Audi urban concept defies conventional categorization
By Darren Quick
August 9, 2011
Until now, Audi's e-tron line of concept vehicles, including the e-tron Frankfurt, e-tron Detroit, and e-tron Spyder, have featured highly desirable, albeit conventional designs reflecting Audi's intention to put the vehicles into production over the next few years. With the latest e-tron branded concept vehicle intended purely as a technical study and not being based on any previous model the Audi designers have been freed up to make a departure from previous designs with the new Audi urban concept.

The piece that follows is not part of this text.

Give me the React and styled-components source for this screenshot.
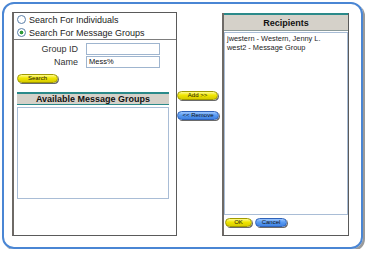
import React from 'react';
import styled, { createGlobalStyle } from 'styled-components';

const GlobalStyle = createGlobalStyle`
	body {
		margin: 0;
		background: #fff;
		font-family: "Liberation Sans", Arial, sans-serif;
		color: #000;
	}
`;

const Frame = styled.div`
	box-sizing: border-box;
	margin: 2px 0 0 2px;
	width: 361px;
	height: 247px;
	border: 2px solid #4a86d4;
	border-radius: 12px;
	box-shadow: 2px 2px 0 #9a9a9a;
	padding: 8px 12px 11px 8px;
	display: flex;
	align-items: stretch;
`;

const LeftPanel = styled.div`
	box-sizing: border-box;
	width: 165px;
	border: 1px solid #5a5a5a;
	border-left: 2px solid #6e6a66;
	display: flex;
	flex-direction: column;
`;

const RadioGroup = styled.div`
	height: 26px;
	display: flex;
	flex-direction: column;
	padding-left: 3px;
`;

const RadioRow = styled.label`
	height: 13px;
	display: flex;
	align-items: center;
	gap: 3px;
	font-size: 9px;
	color: #222;
`;

const RadioDot = styled.span`
	box-sizing: border-box;
	width: 9px;
	height: 9px;
	border-radius: 50%;
	border: 1px solid #5b7fa8;
	background: radial-gradient(circle, ${p => (p.checked ? '#2e9a3a 0, #2e9a3a 1.6px, #fff 2.2px' : '#fff 0')}, #fff 100%);
`;

const SearchSection = styled.div`
	flex: 1;
	border-top: 1px solid #7d7d7d;
	padding: 3px 0 0 2px;
	display: flex;
	flex-direction: column;
`;

const FieldGrid = styled.div`
	display: grid;
	grid-template-columns: 62px 74px;
	column-gap: 8px;
	row-gap: 1px;
	align-items: center;
`;

const FieldLabel = styled.span`
	text-align: right;
	font-size: 9px;
	color: #333;
`;

const TextInput = styled.div`
	box-sizing: border-box;
	height: 12px;
	border: 1px solid #9fb5cf;
	font-size: 7.5px;
	line-height: 10px;
	padding-left: 2px;
	color: #111;
`;

const PillButton = styled.button`
	box-sizing: border-box;
	width: ${p => p.w}px;
	height: 9px;
	padding: 0;
	border: 1px solid ${p => (p.blue ? '#2f62b8' : '#a09a00')};
	border-radius: 5px;
	background: ${p =>
		p.blue
			? 'linear-gradient(#9cc6ff, #5a9cf2 45%, #3f82e4)'
			: 'linear-gradient(#fffb90, #f0e600 45%, #d8cc00)'};
	box-shadow: 1px 1px 0 #6a6a6a;
	font-family: "Liberation Sans", Arial, sans-serif;
	font-size: 6px;
	line-height: 7px;
	color: #111;
	text-align: center;
	cursor: pointer;
`;

const SearchRow = styled.div`
	margin: 6px 0 0 1px;
	display: flex;
`;

const ListBlock = styled.div`
	margin: 9px 7px 0 1px;
	display: flex;
	flex-direction: column;
`;

const ListHeader = styled.div`
	height: 10px;
	border-top: 2px solid #2b8a8a;
	border-bottom: 1px solid #2b8a8a;
	background: #d5d1c9;
	font-size: 9px;
	font-weight: bold;
	line-height: 11px;
	text-align: center;
	color: #111;
`;

const ListBox = styled.div`
	box-sizing: border-box;
	height: ${p => p.h}px;
	margin-top: ${p => p.gap}px;
	border: 1px solid #a9bdd6;
	background: #fff;
	padding: 1px 2px;
`;

const ListItem = styled.div`
	font-size: 7.4px;
	line-height: 9px;
	color: #222;
	white-space: nowrap;
`;

const Middle = styled.div`
	width: 45px;
	padding-top: 79px;
	display: flex;
	flex-direction: column;
	gap: 11px;
	align-items: flex-start;
`;

const RightPanel = styled.div`
	box-sizing: border-box;
	width: 127px;
	margin-top: 1px;
	border: 1px solid #5a5a5a;
	border-top: none;
	border-left: 2px solid #6e6a66;
	display: flex;
	flex-direction: column;
`;

const RightHeader = styled(ListHeader)`
	height: 15px;
	line-height: 16px;
	border-bottom-color: #8a9a9a;
`;

const Footer = styled.div`
	display: flex;
	gap: 3px;
	padding: 3px 0 0 1px;
`;

const App = () => {
	return (
		<>
			<GlobalStyle />
			<Frame>
				<LeftPanel>
					<RadioGroup>
						<RadioRow><RadioDot />Search For Individuals</RadioRow>
						<RadioRow><RadioDot checked />Search For Message Groups</RadioRow>
					</RadioGroup>
					<SearchSection>
						<FieldGrid>
							<FieldLabel>Group ID</FieldLabel>
							<TextInput />
							<FieldLabel>Name</FieldLabel>
							<TextInput>Mess%</TextInput>
						</FieldGrid>
						<SearchRow>
							<PillButton w={41}>Search</PillButton>
						</SearchRow>
						<ListBlock>
							<ListHeader>Available Message Groups</ListHeader>
							<ListBox h={92} gap={2} />
						</ListBlock>
					</SearchSection>
				</LeftPanel>
				<Middle>
					<PillButton w={41}>Add &gt;&gt;</PillButton>
					<PillButton w={42} blue>&lt;&lt; Remove</PillButton>
				</Middle>
				<RightPanel>
					<RightHeader>Recipients</RightHeader>
					<ListBox h={183} gap={1}>
						<ListItem>jwestern - Western, Jenny L.</ListItem>
						<ListItem>west2 - Message Group</ListItem>
					</ListBox>
					<Footer>
						<PillButton w={27}>OK</PillButton>
						<PillButton w={32} blue>Cancel</PillButton>
					</Footer>
				</RightPanel>
			</Frame>
		</>
	);
};

export default App;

Audi says the Audi urban concept doesn't fit under any conventional vehicle categories, but combines elements of a racing car, fun car and urban car into one concept. As its name suggests, the urban concept is designed for congested urban environments. With an eye on efficiency the vehicle features a lightweight carbon fiber reinforced plastic (CFRP) body and is driven by two e-tron electric motors powered by a lithium-ion battery pack to provide what Audi claims is "sporty performance."
The vehicle features free-standing wheels with surrounding protective plates sporting blinking strips of LED lights. Occupants enter via the tailgate with the roof sliding to the rear to open. Inside, the steering wheel and pedals are adjustable to suit the driver's measurements.
The urban concept has room for two people in what Audi says is a 1+1 configuration, but instead of the one seat behind the other layout found in vehicles such as the Volkswagen L1, the urban concept places the seats next to each other but offset so the passenger is positioned slightly behind the driver. This seems a bit odd as it doesn't provide the aerodynamic advantages of inline seating and would make in-car conversations a bit awkward - although it will presumably provide the passenger with some extra leg room.
While Audi has so far only released artist's renderings of the Audi urban concept, the prototype is expected to be unveiled at the 2011 Frankfurt Motor Show next month.